Wednesday, April 21, 2010

BEDA 20: 4/20

Once again I have dropped the ball and missed a day of blogging, but I'm still writing it before I go to bed, so for me it's still 4/20/10.
And on this international (actually, it's probably more of a national thing. Maybe Canada too...) pot-smoking day, I think we all know what I'm going to talk about.

Moby Dick.
That's right. For the past few months I have been reading Moby Dick, and I can only compare the process to trying to climb a mountain that is make completely out of glass.
I say this because, normally, if I were to compare a book to climbing a mountain, each word and/or sentence would be another foothold, and slowly you would make your way through the novel one foothold at a time. However, the diction in Moby Dick is so elevated that I feel like I can never get a grip anywhere.

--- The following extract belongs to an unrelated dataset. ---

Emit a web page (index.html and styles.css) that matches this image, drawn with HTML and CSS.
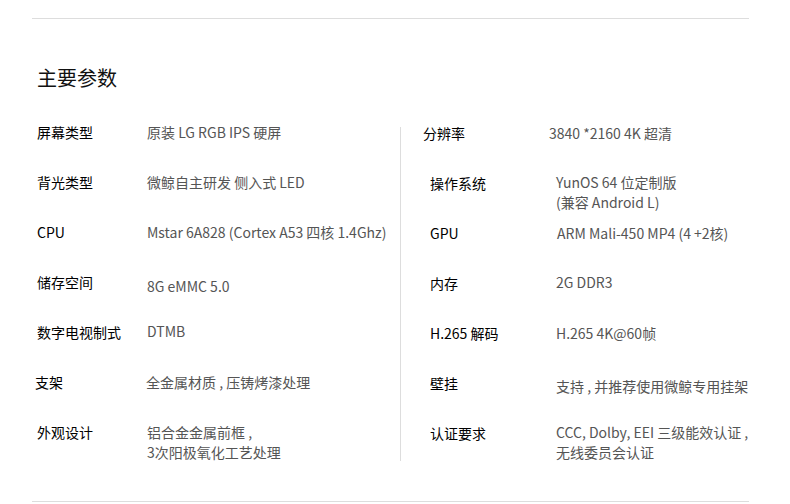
FILE: index.html
```html
<!DOCTYPE html>
<html lang="zh-CN">
<head>
<meta charset="utf-8">
<title>主要参数</title>
<link rel="stylesheet" href="styles.css">
</head>
<body>
<div class="page">
  <hr class="rule">
  <h2 class="title">主要参数</h2>
  <div class="specs">
    <div class="col col-left">
      <div class="row"><div class="label">屏幕类型</div><div class="value">原装 LG RGB IPS 硬屏</div></div>
      <div class="row"><div class="label">背光类型</div><div class="value">微鲸自主研发 侧入式 LED</div></div>
      <div class="row"><div class="label">CPU</div><div class="value">Mstar 6A828 (Cortex A53 四核 1.4Ghz)</div></div>
      <div class="row"><div class="label">储存空间</div><div class="value down4">8G eMMC 5.0</div></div>
      <div class="row"><div class="label">数字电视制式</div><div class="value up1">DTMB</div></div>
      <div class="row"><div class="label left2">支架</div><div class="value left1">全金属材质 , 压铸烤漆处理</div></div>
      <div class="row"><div class="label">外观设计</div><div class="value">铝合金金属前框 ,<br>3次阳极氧化工艺处理</div></div>
    </div>
    <div class="divider"></div>
    <div class="col col-right">
      <div class="row row-shift"><div class="label">分辨率</div><div class="value">3840 *2160 4K 超清</div></div>
      <div class="row"><div class="label">操作系统</div><div class="value up1">YunOS 64 位定制版<br>(兼容 Android L)</div></div>
      <div class="row"><div class="label">GPU</div><div class="value right1">ARM Mali-450 MP4 (4 +2核)</div></div>
      <div class="row"><div class="label">内存</div><div class="value up1">2G DDR3</div></div>
      <div class="row"><div class="label">H.265 解码</div><div class="value">H.265 4K@60帧</div></div>
      <div class="row"><div class="label">壁挂</div><div class="value down3">支持 , 并推荐使用微鲸专用挂架</div></div>
      <div class="row"><div class="label">认证要求</div><div class="value up1">CCC, Dolby, EEI 三级能效认证 ,<br>无线委员会认证</div></div>
    </div>
  </div>
  <hr class="rule rule-bottom">
</div>
</body>
</html>
```

FILE: styles.css
```css
html, body {
  margin: 0;
  padding: 0;
  background: #ffffff;
}

body {
  font-family: "Noto Sans CJK SC", "Noto Sans", sans-serif;
  color: #333;
}

.page {
  width: 717px;
  margin-left: 32px;
  padding-top: 18px;
}

.rule {
  margin: 0;
  border: 0;
  height: 1px;
  background: #dddddd;
}

.title {
  margin: 45px 0 0 5px;
  font-size: 20px;
  line-height: 28px;
  font-weight: 400;
  color: #111;
}

.specs {
  display: grid;
  grid-template-columns: 368px 1px 1fr;
  margin-top: 30px;
  font-size: 14px;
  line-height: 20px;
}

.col-left {
  padding-left: 5px;
}

.col-right {
  padding-left: 29px;
  padding-top: 1px;
}

.divider {
  background: #dddddd;
  margin-top: 5px;
  margin-bottom: 12px;
}

.row {
  display: flex;
  height: 50px;
}

.row-shift {
  margin-left: -7px;
}

.label {
  width: 110px;
  flex-shrink: 0;
  color: #000;
  font-weight: 400;
}

.col-right .label {
  width: 126px;
}

.value {
  color: #555;
  white-space: nowrap;
}

.down4 { margin-top: 4px; }
.down3 { margin-top: 3px; }
.up1 { margin-top: -1px; }
.left2 { margin-left: -2px; margin-right: 2px; }
.left1 { margin-left: -1px; }
.right1 { margin-left: 1px; }

.rule-bottom {
  margin-top: 28px;
}
```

I feel sort of shut out from the content of the book because trying to get a grasp on the vocabulary is like grabbing a pane of glass.
Does that make sense?
Note: If I were to apply this metaphor to Ulysses, it would be like climbing a mountain made of glass, then a mountain made of rock, then of alcohol, then realizing you were completely lost and possibly in another dimension.

Anyways, I'm 300 pages into Moby Dick and honestly I don't really see what the big deal is. I think this, like Ulysses, is a book that I would need to be taught or that I would need to read alongside some literary criticism to get the most out of it. Because right now it's just some dudes on a boat looking for a big whale.
Maybe as I continue to push through I'll start to understand why the book is considered by some to be the greatest American novel, but probably not.
Right now I'm stretched between four books, and Moby Dick is not winning that competition, so I don't expect to finish it anytime soon.
The four books in question are a collection of H.P. Lovecraft short stories, Nietzsche, the poetry of Pablo Neruda, and Moby Dick.
Lovecraft is winning by a mile. More on him later.